Let's rundown some quick facts:
-
Over $15 billion dollars was spent by the U.S. government combating drugs in 2010. Do you really think it's been working? Of course it hasn't. When you outlaw something,
you create its black market. When you create a black market, you create violence that otherwise did not exist. If you don't want people killing each other over drugs, don't make it so that they are forced into a situation where that's inevitable. Prohibition taught us that outlawing things literally guarantees three things: people will make a lot of untaxed money from the outlawed product, people will instigate violence that otherwise had no reason to exist for the outlawed product, and people will get the outlawed product regardless. You want to stop the cartels south of the border from killing every man, woman, and child (of which there are countless) that gets in their way? Stop giving them such a lucrative market! The strict drug laws in the U.S. are what many cartels rely on to function. They make enormous sums of money that you can't even begin to fathom, just because the prices of outlawed drugs are so high due to the risk involved.
-
630,223 have been arrested thus far this year for marijuana "offenses".
-
"Arrests for drug law violations this year are expected to exceed the 1,663,582 arrests of 2009. Law enforcement made more arrests for drug abuse violations (an estimated 1.6 million arrests, or 13.0 percent of the total number of arrests) than for any other offense in 2009."

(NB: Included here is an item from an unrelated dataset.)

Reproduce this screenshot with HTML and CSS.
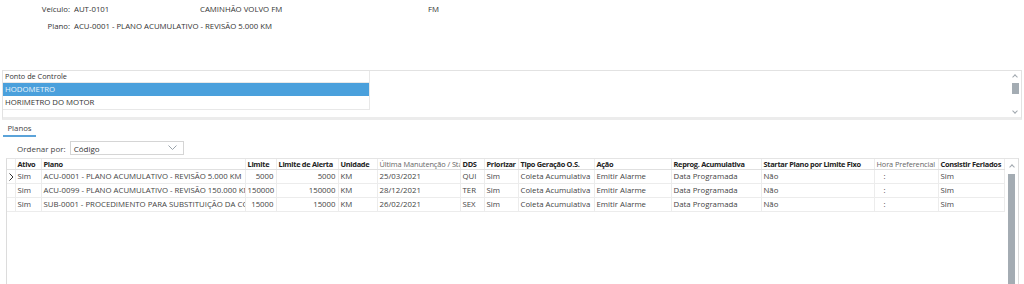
FILE: index.html
```html
<!DOCTYPE html>
<html lang="pt-BR">
<head>
  <meta charset="UTF-8">
  <title>Plano de Manutenção</title>
  <link rel="stylesheet" href="styles.css">
</head>
<body>
  <div class="info">
    <div class="info-row">
      <span class="info-label">Veículo:</span>
      <span class="info-code">AUT-0101</span>
      <span class="info-desc">CAMINHÃO VOLVO FM</span>
      <span>FM</span>
    </div>
    <div class="info-row">
      <span class="info-label">Plano:</span>
      <span>ACU-0001 - PLANO ACUMULATIVO - REVISÃO 5.000 KM</span>
    </div>
  </div>

  <div class="control-panel">
    <div class="control-list">
      <div class="control-head">Ponto de Controle</div>
      <div class="control-item selected">HODOMETRO</div>
      <div class="control-item">HORIMETRO DO MOTOR</div>
    </div>
    <div class="control-fill"></div>
    <div class="vscroll small">
      <span class="arrow up"></span>
      <span class="thumb"></span>
      <span class="arrow down"></span>
    </div>
  </div>

  <div class="tabs">
    <span class="tab active">Planos</span>
  </div>

  <div class="order-row">
    <span>Ordenar por:</span>
    <div class="combo">
      <span>Código</span>
      <svg width="9" height="6" viewBox="0 0 9 6"><path d="M0.5 0.5 L4.5 4.5 L8.5 0.5" fill="none" stroke="#9aa3ab" stroke-width="1"/></svg>
    </div>
  </div>

  <div class="grid-wrap">
    <table class="grid">
      <colgroup>
        <col style="width:8px"><col style="width:26px"><col style="width:204px"><col style="width:31px">
        <col style="width:62px"><col style="width:39px"><col style="width:83px"><col style="width:24px">
        <col style="width:34px"><col style="width:76px"><col style="width:77px"><col style="width:90px">
        <col style="width:113px"><col style="width:64px"><col style="width:66px">
      </colgroup>
      <thead>
        <tr>
          <th></th><th>Ativo</th><th>Plano</th><th>Limite</th><th>Limite de Alerta</th><th>Unidade</th>
          <th class="light">Última Manutenção / Start</th><th>DDS</th><th>Priorizar</th><th>Tipo Geração O.S.</th>
          <th>Ação</th><th>Reprog. Acumulativa</th><th>Startar Plano por Limite Fixo</th>
          <th class="light">Hora Preferencial</th><th>Consistir Feriados</th>
        </tr>
      </thead>
      <tbody>
        <tr>
          <td class="ind"><svg width="5" height="8" viewBox="0 0 5 8"><path d="M0.5 0.5 L4 4 L0.5 7.5" fill="none" stroke="#333" stroke-width="1"/></svg></td>
          <td>Sim</td><td>ACU-0001 - PLANO ACUMULATIVO - REVISÃO 5.000 KM</td><td class="num">5000</td><td class="num">5000</td>
          <td>KM</td><td>25/03/2021</td><td>QUI</td><td>Sim</td><td>Coleta Acumulativa</td><td>Emitir Alarme</td>
          <td>Data Programada</td><td>Não</td><td class="hour">:</td><td>Sim</td>
        </tr>
        <tr>
          <td class="ind"></td>
          <td>Sim</td><td>ACU-0099 - PLANO ACUMULATIVO - REVISÃO 150.000 KM</td><td class="num">150000</td><td class="num">150000</td>
          <td>KM</td><td>28/12/2021</td><td>TER</td><td>Sim</td><td>Coleta Acumulativa</td><td>Emitir Alarme</td>
          <td>Data Programada</td><td>Não</td><td class="hour">:</td><td>Sim</td>
        </tr>
        <tr>
          <td class="ind"></td>
          <td>Sim</td><td>SUB-0001 - PROCEDIMENTO PARA SUBSTITUIÇÃO DA CORREIA</td><td class="num">15000</td><td class="num">15000</td>
          <td>KM</td><td>26/02/2021</td><td>SEX</td><td>Sim</td><td>Coleta Acumulativa</td><td>Emitir Alarme</td>
          <td>Data Programada</td><td>Não</td><td class="hour">:</td><td>Sim</td>
        </tr>
      </tbody>
    </table>
    <div class="vscroll big">
      <span class="arrow up"></span>
      <span class="thumb"></span>
    </div>
  </div>
</body>
</html>
```

FILE: styles.css
```css
body {
  margin: 0;
  font-family: 'Open Sans', sans-serif;
  font-size: 7.8px;
  color: #333;
  background: #fff;
  height: 284px;
  overflow: hidden;
  display: flex;
  flex-direction: column;
}

.info {
  height: 70px;
  flex: none;
}

.info-row {
  display: flex;
  height: 17px;
  align-items: center;
}

.info-label {
  width: 70px;
  text-align: right;
  margin-right: 4px;
}

.info-code {
  width: 126px;
}

.info-desc {
  width: 228px;
}

.control-panel {
  margin: 0 2px;
  height: 50px;
  flex: none;
  border: 1px solid #e2e2e2;
  border-bottom: 3px solid #ececec;
  display: flex;
  box-sizing: border-box;
}

.control-list {
  width: 366px;
  height: 38px;
  border-right: 1px solid #e8e8e8;
  border-bottom: 1px solid #e8e8e8;
}

.control-head {
  height: 11px;
  line-height: 11px;
  padding-left: 2px;
  font-size: 7.3px;
  border-bottom: 1px solid #e8e8e8;
}

.control-item {
  height: 13px;
  line-height: 13px;
  padding-left: 2px;
}

.control-item.selected {
  background: #4aa0dc;
  color: #eaf4fb;
}

.control-fill {
  flex: 1;
}

.vscroll {
  width: 10px;
  display: flex;
  flex-direction: column;
  align-items: center;
}

.vscroll.small {
  margin-right: 1px;
}

.vscroll .arrow {
  width: 3px;
  height: 3px;
  border-left: 1px solid #a0a7ae;
  border-top: 1px solid #a0a7ae;
}

.vscroll .arrow.up {
  transform: rotate(45deg);
  margin-top: 4px;
}

.vscroll .arrow.down {
  transform: rotate(225deg);
  margin-top: 15px;
}

.vscroll.small .thumb {
  width: 7px;
  height: 11px;
  background: #a4acb3;
  margin-top: 4px;
}

.tabs {
  height: 16px;
  flex: none;
  display: flex;
  padding-left: 3px;
  margin-top: 1px;
}

.tab {
  width: 33px;
  text-align: center;
  line-height: 15px;
  color: #444;
}

.tab.active {
  border-bottom: 2px solid #5ba3d9;
}

.order-row {
  display: flex;
  flex: none;
  align-items: center;
  padding-left: 17px;
  height: 18px;
  margin-top: 2px;
  font-size: 8px;
  color: #444;
}

.combo {
  margin-left: 4px;
  width: 114px;
  height: 14px;
  border: 1px solid #d5d5d5;
  box-sizing: border-box;
  display: flex;
  align-items: center;
  justify-content: space-between;
  padding: 0 6px 0 3px;
  color: #333;
}

.grid-wrap {
  margin: 1px 5px 0 6px;
  flex: 1;
  border-left: 1px solid #dcdcdc;
  border-right: 1px solid #dcdcdc;
  border-top: 1px solid #e4e4e4;
  display: flex;
}

.grid {
  border-collapse: collapse;
  table-layout: fixed;
  width: 997px;
  align-self: flex-start;
}

.grid th,
.grid td {
  white-space: nowrap;
  overflow: hidden;
  text-overflow: clip;
  padding: 0 2px;
  text-align: left;
  border-right: 1px solid #ececec;
  border-bottom: 1px solid #ececec;
}

.grid th {
  height: 10px;
  line-height: 10px;
  font-size: 7.4px;
  letter-spacing: -0.3px;
  font-weight: bold;
  color: #222;
  border-bottom-color: #e0e0e0;
}

.grid th.light {
  font-weight: normal;
  letter-spacing: -0.1px;
  color: #666;
}

.grid td {
  height: 13px;
  line-height: 13px;
  color: #444;
}

.grid .ind {
  padding: 0 0 0 2px;
}

.grid .ind svg {
  display: block;
}

.grid .num {
  text-align: right;
}

.grid .hour {
  padding-left: 9px;
}

.vscroll.big {
  margin-left: 1px;
  width: 12px;
}

.vscroll.big .arrow.up {
  margin-top: 6px;
}

.vscroll.big .thumb {
  width: 7px;
  flex: 1;
  margin-top: 5px;
  background: #a4acb3;
}
```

Now, let's talk about government competency. Do you really, honestly,
truly trust the government to enforce drug laws fairly? Really? When you are arrested for drugs, your entire life can be ruined for something
you chose to do yourself that is of no harm to any other person. Unless you are harming someone else, do you really want the government to be telling you what you can and cannot do with your own body? The government is run by people and people make mistakes--a lot of them--and when those people are obeying laws (and bad ones), they tend to make even more mistakes. Maybe you are comfortable giving up your freedoms to a government system that is responsible for governing a few hundred million people blindly, but I'm not.
If people want to do drugs, they will do them, and the strict drug laws are not saving people from drugs. If marijuana was legalized tomorrow, do you know what I'd do? ...Exactly the same thing I always do:
Not smoke marijuana. Many opponents of legalization assume that if such a drug is legalized, everrrybody will suddenly start doing it (of which there's nothing wrong with that, as it should be their right as a human being to make that decision). I support legalizing marijuana as much as anyone, and yet I've never done a single drug in my entire life, so before someone thinks it's because I like da drugz, it's not. It's a basic human right to be in control of your own life, and these drug laws are simply nonsensically interfering with your rights to freedom.
Summary: If a problem can be solved with more freedom instead of less freedom, then the solution is already evident. In this case, the "less freedom" approach has gotten us absolutely nowhere other than putting people in jail for no reason (the U.S. now has the highest incarceration rate of any country in the entire world thanks to the drug war) and seeing a lot of lives lost that otherwise wouldn't be.
That's a quick summation of my argument on this subject. I abbreviated some points because explaining even further will take all day, so there you go. I don't know if I'll reply to anything more in this topic, but hopefully there's someone out there who agrees with this position that will carry the torch.